— begin —

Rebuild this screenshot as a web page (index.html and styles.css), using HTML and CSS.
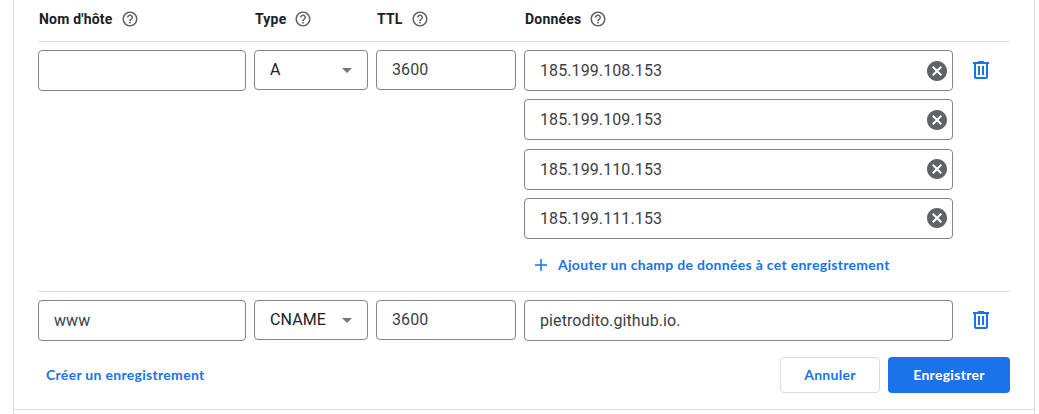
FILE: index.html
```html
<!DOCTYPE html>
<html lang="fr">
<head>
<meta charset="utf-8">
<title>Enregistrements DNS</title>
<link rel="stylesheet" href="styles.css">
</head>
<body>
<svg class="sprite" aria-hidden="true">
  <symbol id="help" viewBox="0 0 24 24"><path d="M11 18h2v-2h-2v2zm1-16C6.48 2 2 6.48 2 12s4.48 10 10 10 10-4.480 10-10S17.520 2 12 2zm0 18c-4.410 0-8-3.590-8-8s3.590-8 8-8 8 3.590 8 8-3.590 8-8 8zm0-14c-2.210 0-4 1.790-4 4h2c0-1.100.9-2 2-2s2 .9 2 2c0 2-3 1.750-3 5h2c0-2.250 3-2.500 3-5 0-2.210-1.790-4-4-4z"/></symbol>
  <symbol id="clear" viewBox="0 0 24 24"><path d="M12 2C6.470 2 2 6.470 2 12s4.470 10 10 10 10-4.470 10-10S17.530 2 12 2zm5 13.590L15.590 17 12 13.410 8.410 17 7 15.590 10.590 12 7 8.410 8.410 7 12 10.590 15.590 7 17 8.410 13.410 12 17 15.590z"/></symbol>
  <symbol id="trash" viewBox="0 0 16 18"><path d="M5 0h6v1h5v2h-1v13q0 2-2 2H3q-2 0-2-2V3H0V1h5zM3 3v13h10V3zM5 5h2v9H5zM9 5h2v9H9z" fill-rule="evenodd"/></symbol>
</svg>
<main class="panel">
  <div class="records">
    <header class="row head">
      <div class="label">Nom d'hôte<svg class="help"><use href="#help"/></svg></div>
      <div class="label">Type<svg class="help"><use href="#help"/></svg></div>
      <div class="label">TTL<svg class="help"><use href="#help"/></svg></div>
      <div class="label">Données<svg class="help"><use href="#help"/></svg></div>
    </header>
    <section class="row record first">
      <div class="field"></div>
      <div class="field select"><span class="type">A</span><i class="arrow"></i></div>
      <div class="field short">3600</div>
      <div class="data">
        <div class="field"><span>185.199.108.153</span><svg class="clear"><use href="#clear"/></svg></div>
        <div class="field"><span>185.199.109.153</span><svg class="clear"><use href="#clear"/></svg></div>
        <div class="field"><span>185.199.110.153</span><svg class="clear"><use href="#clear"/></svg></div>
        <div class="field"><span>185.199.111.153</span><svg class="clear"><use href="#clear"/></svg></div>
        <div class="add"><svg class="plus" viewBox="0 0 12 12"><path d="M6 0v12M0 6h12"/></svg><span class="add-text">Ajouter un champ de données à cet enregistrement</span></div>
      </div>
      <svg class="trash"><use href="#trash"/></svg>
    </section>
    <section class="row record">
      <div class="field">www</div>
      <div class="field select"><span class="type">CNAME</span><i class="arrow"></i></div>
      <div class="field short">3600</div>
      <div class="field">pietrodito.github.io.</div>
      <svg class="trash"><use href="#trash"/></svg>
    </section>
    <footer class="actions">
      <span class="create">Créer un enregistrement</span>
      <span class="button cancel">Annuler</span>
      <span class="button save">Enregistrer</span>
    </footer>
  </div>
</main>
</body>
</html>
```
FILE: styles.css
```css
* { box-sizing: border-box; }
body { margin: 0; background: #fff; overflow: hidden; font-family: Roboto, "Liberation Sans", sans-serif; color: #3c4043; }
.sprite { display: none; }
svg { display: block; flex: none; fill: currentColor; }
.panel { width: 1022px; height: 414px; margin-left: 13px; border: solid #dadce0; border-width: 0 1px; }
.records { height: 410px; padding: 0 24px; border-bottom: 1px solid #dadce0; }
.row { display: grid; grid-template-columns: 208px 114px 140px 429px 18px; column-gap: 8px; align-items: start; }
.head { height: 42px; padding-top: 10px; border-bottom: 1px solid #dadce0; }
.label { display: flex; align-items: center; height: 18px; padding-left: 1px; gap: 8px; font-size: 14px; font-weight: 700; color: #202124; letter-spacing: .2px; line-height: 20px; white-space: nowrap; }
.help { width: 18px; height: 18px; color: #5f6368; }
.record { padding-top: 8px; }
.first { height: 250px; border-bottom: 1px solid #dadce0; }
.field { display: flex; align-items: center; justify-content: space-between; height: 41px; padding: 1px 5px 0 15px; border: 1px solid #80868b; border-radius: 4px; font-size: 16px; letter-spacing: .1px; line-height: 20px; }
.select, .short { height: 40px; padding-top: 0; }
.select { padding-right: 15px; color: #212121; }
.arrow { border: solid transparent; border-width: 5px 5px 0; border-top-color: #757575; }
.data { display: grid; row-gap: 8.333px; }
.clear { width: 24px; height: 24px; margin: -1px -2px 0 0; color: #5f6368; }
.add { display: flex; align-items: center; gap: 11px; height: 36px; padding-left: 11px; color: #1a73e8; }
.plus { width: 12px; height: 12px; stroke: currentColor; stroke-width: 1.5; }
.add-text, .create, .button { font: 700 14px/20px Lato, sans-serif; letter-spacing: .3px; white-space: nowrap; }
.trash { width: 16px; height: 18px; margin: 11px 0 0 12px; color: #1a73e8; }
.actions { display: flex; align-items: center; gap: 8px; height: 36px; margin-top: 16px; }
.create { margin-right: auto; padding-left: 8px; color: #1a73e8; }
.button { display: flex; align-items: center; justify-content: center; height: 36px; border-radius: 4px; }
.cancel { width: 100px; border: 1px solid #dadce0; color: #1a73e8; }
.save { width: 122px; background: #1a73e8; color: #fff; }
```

— end —

Pull out and copy each line containing the string "styles".

Rebuild this screenshot as a web page (index.html and styles.css), using HTML and CSS.
<link rel="stylesheet" href="styles.css">
FILE: styles.css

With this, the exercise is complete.